Your objective
How many of the lines contain the string "this"? Give the number, with no other words.

Supplied records
◇ ◇ ◇ ◇ ◇ ◇ ◇

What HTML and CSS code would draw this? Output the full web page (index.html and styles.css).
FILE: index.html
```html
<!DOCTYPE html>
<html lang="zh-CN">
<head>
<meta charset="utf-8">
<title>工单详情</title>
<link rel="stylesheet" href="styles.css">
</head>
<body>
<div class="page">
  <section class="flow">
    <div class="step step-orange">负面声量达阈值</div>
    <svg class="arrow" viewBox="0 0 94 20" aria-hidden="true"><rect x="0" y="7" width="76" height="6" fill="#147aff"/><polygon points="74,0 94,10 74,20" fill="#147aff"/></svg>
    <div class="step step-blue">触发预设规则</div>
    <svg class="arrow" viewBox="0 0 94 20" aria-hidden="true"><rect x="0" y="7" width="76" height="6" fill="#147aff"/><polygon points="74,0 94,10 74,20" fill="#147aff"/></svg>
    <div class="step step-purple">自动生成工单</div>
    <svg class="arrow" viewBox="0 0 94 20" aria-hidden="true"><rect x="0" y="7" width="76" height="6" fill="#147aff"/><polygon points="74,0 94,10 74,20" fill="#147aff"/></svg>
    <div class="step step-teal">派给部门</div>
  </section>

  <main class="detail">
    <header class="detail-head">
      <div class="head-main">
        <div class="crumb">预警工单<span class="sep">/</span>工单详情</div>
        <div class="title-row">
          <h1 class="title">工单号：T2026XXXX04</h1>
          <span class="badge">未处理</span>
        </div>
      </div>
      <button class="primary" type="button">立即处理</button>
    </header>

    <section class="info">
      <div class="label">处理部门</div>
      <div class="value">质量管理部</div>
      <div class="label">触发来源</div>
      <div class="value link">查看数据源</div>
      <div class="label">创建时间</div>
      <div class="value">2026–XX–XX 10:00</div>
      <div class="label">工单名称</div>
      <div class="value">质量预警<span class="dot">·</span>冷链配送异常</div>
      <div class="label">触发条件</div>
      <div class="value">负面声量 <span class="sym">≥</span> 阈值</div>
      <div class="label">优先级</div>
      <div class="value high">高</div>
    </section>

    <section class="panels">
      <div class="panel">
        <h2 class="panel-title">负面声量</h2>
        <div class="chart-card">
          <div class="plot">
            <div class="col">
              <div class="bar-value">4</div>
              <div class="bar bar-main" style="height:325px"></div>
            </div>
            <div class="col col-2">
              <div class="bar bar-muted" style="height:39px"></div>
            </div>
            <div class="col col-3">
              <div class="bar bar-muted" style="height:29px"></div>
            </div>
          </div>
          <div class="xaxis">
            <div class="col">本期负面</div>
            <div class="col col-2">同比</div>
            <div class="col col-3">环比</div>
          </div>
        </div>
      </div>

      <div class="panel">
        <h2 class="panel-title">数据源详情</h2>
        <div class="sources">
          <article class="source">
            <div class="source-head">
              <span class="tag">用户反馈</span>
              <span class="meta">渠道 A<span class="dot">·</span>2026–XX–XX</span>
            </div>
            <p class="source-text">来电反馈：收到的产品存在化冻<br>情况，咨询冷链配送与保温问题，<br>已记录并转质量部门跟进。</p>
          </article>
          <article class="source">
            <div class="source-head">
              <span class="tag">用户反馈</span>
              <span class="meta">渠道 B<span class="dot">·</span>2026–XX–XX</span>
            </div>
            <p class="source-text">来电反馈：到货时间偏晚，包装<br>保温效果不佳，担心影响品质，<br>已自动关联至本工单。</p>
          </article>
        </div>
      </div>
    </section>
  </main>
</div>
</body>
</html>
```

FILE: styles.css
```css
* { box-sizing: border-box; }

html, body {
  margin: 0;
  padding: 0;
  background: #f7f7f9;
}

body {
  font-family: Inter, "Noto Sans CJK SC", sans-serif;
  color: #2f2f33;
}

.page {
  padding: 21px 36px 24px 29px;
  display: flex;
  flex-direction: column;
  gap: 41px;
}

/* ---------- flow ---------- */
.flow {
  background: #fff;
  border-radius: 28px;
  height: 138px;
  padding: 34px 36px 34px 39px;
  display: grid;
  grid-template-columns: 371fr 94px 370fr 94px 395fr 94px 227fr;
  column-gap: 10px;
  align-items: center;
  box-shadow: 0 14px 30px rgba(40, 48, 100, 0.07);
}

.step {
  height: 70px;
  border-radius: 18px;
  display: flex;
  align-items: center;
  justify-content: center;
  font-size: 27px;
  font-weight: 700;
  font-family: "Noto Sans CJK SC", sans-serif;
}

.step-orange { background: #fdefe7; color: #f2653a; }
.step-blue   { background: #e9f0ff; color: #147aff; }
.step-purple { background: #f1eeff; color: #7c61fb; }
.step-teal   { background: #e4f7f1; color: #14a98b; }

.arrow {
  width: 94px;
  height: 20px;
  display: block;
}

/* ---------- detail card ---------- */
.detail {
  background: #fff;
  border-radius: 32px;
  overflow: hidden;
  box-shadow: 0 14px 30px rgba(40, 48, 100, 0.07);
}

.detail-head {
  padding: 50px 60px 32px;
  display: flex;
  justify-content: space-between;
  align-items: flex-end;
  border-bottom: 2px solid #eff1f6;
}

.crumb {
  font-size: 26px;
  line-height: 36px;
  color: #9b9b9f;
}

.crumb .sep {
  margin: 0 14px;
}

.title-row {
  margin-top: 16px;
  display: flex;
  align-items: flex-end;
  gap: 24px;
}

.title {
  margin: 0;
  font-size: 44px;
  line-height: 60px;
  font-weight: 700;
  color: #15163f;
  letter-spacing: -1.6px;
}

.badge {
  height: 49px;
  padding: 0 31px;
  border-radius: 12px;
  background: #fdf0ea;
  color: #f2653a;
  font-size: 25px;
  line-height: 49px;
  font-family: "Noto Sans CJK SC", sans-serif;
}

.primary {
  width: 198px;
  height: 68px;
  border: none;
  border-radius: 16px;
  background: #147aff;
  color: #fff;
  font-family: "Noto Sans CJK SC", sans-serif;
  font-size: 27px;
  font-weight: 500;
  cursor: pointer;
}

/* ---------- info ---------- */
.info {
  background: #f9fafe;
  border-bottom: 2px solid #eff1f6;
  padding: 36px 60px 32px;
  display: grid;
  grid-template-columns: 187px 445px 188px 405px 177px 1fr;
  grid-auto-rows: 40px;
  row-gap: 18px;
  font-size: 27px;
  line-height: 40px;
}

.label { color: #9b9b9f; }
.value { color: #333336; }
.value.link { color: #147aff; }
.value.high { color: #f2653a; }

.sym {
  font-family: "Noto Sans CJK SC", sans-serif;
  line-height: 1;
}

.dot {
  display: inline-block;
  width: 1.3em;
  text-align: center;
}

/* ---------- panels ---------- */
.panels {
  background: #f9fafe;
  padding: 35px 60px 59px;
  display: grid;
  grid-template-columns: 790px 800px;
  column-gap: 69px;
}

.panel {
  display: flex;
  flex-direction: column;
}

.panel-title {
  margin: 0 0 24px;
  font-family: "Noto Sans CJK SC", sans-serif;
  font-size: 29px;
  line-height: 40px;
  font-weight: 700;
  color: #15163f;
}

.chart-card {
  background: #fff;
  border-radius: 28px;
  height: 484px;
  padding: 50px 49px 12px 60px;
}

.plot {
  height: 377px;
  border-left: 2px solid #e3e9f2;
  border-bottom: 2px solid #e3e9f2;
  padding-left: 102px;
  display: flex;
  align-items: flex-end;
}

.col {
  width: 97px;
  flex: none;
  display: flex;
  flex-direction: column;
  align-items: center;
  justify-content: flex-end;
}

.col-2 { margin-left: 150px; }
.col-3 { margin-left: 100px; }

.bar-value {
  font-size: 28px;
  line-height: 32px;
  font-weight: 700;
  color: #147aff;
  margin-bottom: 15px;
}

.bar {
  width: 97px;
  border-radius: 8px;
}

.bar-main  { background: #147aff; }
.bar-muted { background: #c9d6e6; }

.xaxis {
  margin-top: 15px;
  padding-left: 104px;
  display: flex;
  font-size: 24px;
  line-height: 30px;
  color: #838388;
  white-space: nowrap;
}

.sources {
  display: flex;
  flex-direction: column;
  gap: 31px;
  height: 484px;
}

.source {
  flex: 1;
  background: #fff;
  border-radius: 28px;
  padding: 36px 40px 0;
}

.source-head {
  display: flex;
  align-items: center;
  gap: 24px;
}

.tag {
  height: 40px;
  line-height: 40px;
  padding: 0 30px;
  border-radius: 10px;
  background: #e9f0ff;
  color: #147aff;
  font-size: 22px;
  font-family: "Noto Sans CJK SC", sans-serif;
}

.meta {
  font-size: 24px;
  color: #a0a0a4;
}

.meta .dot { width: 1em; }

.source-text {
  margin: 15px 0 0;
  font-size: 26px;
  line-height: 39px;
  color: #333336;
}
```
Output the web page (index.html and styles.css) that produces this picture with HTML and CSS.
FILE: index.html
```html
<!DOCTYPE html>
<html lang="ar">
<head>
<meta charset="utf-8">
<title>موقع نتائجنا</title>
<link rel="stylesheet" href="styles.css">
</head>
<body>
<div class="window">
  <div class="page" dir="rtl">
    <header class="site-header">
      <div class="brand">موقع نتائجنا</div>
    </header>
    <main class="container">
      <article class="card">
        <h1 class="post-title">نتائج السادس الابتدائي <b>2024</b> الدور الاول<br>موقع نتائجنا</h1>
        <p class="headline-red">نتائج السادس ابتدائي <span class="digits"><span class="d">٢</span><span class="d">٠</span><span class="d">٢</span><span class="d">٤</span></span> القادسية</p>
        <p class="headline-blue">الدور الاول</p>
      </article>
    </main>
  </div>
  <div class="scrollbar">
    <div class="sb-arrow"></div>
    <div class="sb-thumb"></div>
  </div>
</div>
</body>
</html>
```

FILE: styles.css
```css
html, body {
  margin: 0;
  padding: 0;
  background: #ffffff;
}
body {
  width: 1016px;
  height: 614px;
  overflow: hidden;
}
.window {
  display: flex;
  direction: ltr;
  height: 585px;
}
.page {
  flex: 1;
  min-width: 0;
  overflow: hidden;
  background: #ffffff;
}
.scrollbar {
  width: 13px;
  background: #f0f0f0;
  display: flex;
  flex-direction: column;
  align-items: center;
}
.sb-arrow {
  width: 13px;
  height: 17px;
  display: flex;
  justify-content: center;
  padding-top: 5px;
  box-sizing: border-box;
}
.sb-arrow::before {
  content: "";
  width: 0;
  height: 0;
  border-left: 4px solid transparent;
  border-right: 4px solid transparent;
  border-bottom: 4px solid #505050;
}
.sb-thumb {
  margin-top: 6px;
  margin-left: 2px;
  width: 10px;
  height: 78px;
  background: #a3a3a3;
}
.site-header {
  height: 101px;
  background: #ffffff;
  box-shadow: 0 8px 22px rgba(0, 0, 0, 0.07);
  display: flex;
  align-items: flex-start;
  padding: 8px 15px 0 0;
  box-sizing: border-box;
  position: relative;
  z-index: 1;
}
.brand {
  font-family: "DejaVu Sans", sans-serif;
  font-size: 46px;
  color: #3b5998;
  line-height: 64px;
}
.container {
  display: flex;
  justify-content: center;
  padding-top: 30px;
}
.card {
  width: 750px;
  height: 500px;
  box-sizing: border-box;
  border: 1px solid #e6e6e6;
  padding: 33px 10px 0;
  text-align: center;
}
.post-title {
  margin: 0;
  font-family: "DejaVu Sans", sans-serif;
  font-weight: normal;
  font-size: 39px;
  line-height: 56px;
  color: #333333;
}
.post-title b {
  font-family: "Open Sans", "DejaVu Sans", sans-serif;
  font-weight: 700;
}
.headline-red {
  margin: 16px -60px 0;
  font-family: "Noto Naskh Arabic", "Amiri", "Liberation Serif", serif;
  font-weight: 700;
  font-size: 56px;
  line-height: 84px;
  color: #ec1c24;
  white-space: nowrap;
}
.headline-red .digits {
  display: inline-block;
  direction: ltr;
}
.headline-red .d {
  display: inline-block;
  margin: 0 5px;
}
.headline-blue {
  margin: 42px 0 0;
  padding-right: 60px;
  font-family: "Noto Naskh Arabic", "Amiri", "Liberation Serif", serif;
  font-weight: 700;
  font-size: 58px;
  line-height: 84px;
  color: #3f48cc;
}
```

◇ ◇ ◇ ◇ ◇ ◇ ◇

Task answer
2